11. A method for manufacturing artificial branches from a coil of wire and individual branch tips comprising:
providiing a continuous supply of said wire;
feeding said wire;
measuring the amount of wire being fed;
winding a continuous wrapping of filament from a spool disposed around said wire; and
reciprocating said winding spool at predetermined points in accordance with the amount of wire measured to permit the positioning of branch tips proximate to said wire to attach said branch tips to said wire by said wrapping of said filament.
1. A device for manufacturing artificial branches from a continuous coil of wire and individual branch tips by wrapping with a continuous filament comprising:
means for feeding said wire through said device;
motor means driving said feeding means;
means for starting and stopping the feeding of said wire;
rotating spool means for mounting said continuous filament of wrapping material, said wire being fed through said rotating spool, said rotating spool including means for wrapping said filament about said wire, said spool being rotated as said wire is fed and being stopped when said feeding means are stopped;
transducer means for measuring the amount of wire being fed through said device, said transducer means including an output corresponding to the amount of wire fed through said device; and
a stored program computer having an input coupled to said transducer means and an output coupled to said starting and stopping means to stop and restart said feeding means and said rotating spool means in timed relation to the amount of fed wire through said device to thereby permit an operator to position said branch tips proximate to said wire for securing said tips to said wire by wrapping with said filament.
7. A device for manufacturing artificial branches from a continuous coil of wire and individual branch tips by wrapping with a continuous filament comprising:
means for feeding said wire through said device;
transducer means for measuring the amount of wire being fed through said device, said transducer means providing an output corresponding to the amount of wire fed through said device;
rotating spool means having said continuous filament wound thereon, said wire being fed through said rotating spool, said rotating spool including means for wrapping said filament about said wire;
means for reciprocating said spool means longitudinally about said wire; said spool being reciprocated from a first rearward position to permit said branch tips to be positioned proximate to said wrapping means to a second forward position to wrap said filament about said proximately positioned branch tip and said wire to thereby secure said branch tip to said wire; and
a stored program computer having an input coupled to said transducer means and an output coupled to said reciprocating means to reciprocate said spool assembly between said first and said second position in timed relation to the amount of material being fed through said device.
2. The device as claimed in claim 1, wherein said feeding of said wire is restarted under operator control.
3. The device as claimed in claim 1, further including conveyor means for delivering said branch tips to said operator.
4. The device as claimed in claim 1, further including straightening means acting upon said wire before said wire passes through said feed means.
5. The device as claimed in claim 1, wherein said means for starting and stopping said feed comprise clutch/brake means disposed between said motor and said feeding means.
6. The device as claimed in claim 1, further including straightening means acting upon said wire before said wire passes through said feed means.
8. The device as claimed in claim 7, further including conveyor means for delivering said branch tips to said device.
9. The device as claimed in claim 8 wherein said conveyor includes means for holding a predetermined number of said branch tips in spaced array.

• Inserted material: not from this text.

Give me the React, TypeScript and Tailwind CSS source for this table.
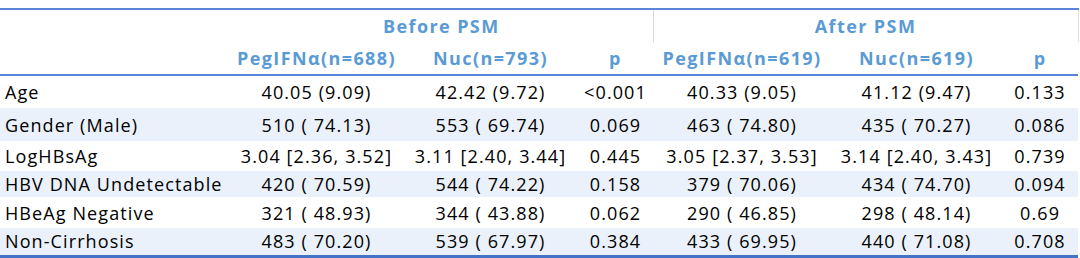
const GROUPS = ['Before PSM', 'After PSM'];

const SUB_HEADERS = [
  'PegIFNα(n=688)',
  'Nuc(n=793)',
  'p',
  'PegIFNα(n=619)',
  'Nuc(n=619)',
  'p',
];

// height tuned per row to match the source image stripes
const ROWS: { label: string; values: string[]; h: string; striped?: boolean }[] = [
  {
    label: 'Age',
    values: ['40.05 (9.09)', '42.42 (9.72)', '<0.001', '40.33 (9.05)', '41.12 (9.47)', '0.133'],
    h: 'h-[33px]',
  },
  {
    label: 'Gender (Male)',
    values: ['510 ( 74.13)', '553 ( 69.74)', '0.069', '463 ( 74.80)', '435 ( 70.27)', '0.086'],
    h: 'h-[33px]',
    striped: true,
  },
  {
    label: 'LogHBsAg',
    values: ['3.04 [2.36, 3.52]', '3.11 [2.40, 3.44]', '0.445', '3.05 [2.37, 3.53]', '3.14 [2.40, 3.43]', '0.739'],
    h: 'h-[30px]',
  },
  {
    label: 'HBV DNA Undetectable',
    values: ['420 ( 70.59)', '544 ( 74.22)', '0.158', '379 ( 70.06)', '434 ( 74.70)', '0.094'],
    h: 'h-[26px]',
    striped: true,
  },
  {
    label: 'HBeAg Negative',
    values: ['321 ( 48.93)', '344 ( 43.88)', '0.062', '290 ( 46.85)', '298 ( 48.14)', '0.69'],
    h: 'h-[31px]',
  },
  {
    label: 'Non-Cirrhosis',
    values: ['483 ( 70.20)', '539 ( 67.97)', '0.384', '433 ( 69.95)', '440 ( 71.08)', '0.708'],
    h: 'h-[28px]',
    striped: true,
  },
];

export default function App() {
  return (
    <div className="h-[258px] w-[1080px] bg-white pt-[8px] font-['Open_Sans',sans-serif] text-[18px] leading-none tracking-[1.1px] text-black">
      <table className="w-[1078px] table-fixed border-collapse">
        <colgroup>
          <col className="w-[230px]" />
          <col className="w-[173px]" />
          <col className="w-[175px]" />
          <col className="w-[75px]" />
          <col className="w-[178px]" />
          <col className="w-[171px]" />
          <col className="w-[76px]" />
        </colgroup>
        <thead>
          <tr className="h-[33px] border-t-2 border-[#5b85d6]">
            <th />
            <th
              colSpan={3}
              className="border-r border-[#d9d9d9] text-center text-[18px] font-bold tracking-[1.4px] text-[#5b9bd5]"
            >
              {GROUPS[0]}
            </th>
            <th
              colSpan={3}
              className="border-r border-[#e3e3e3] text-center text-[18px] font-bold tracking-[1.4px] text-[#5b9bd5]"
            >
              {GROUPS[1]}
            </th>
          </tr>
          <tr className="h-[33px] border-b-2 border-[#5b85d6]">
            <th />
            {SUB_HEADERS.map((h, i) => (
              <th
                key={i}
                className="whitespace-nowrap text-center text-[18px] font-bold tracking-[1.4px] text-[#5b9bd5]"
              >
                {h}
              </th>
            ))}
          </tr>
        </thead>
        <tbody className="border-b-[3px] border-[#4472c4]">
          {ROWS.map((row) => (
            <tr key={row.label} className={`${row.h} ${row.striped ? 'bg-[#eaf1fa]' : 'bg-white'}`}>
              <td className="whitespace-nowrap pl-[5px] text-left">{row.label}</td>
              {row.values.map((v, i) => (
                <td key={i} className="whitespace-pre text-center">
                  {v}
                </td>
              ))}
            </tr>
          ))}
        </tbody>
      </table>
    </div>
  );
}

This invention relates generally to a method of, and machinery for, manufacturing artificial shrubbery such as wreaths and artificial Christmas trees. Specifically, this invention relates to the manufacturing of branches in which individual small branch tips are attached to a rod to form a complete branch by wrapping a filament about the ends of the branch tips and the rod.

A wide variety of methods for manufacturing artificial Christmas trees are known in the art. In one such method, each branch of the tree is composed from a number of smaller branch tips which are joined to a larger branch which, in turn, is mounted to the central pole of the tree. The branch tips are generally made from plastic bristles or strips which extend from a pair of twisted wires so that the branch tip generally resembles a common bathroom brush. In turn, the branch tips are joined to a larger branch which is formed from two larger twisted wires into which the ends of the branch tips are inserted and the wires twisted to secure the branch tips. However, this type of construction suffers from a number of drawbacks. The twisted wire main branch is easily visible and thus it is apparent that the tree is artificial. Furthermore, in this type of construction, the rearward end of each branch tip extends out of the main branch forming a sharp point which is both unsightly and potentially dangerous.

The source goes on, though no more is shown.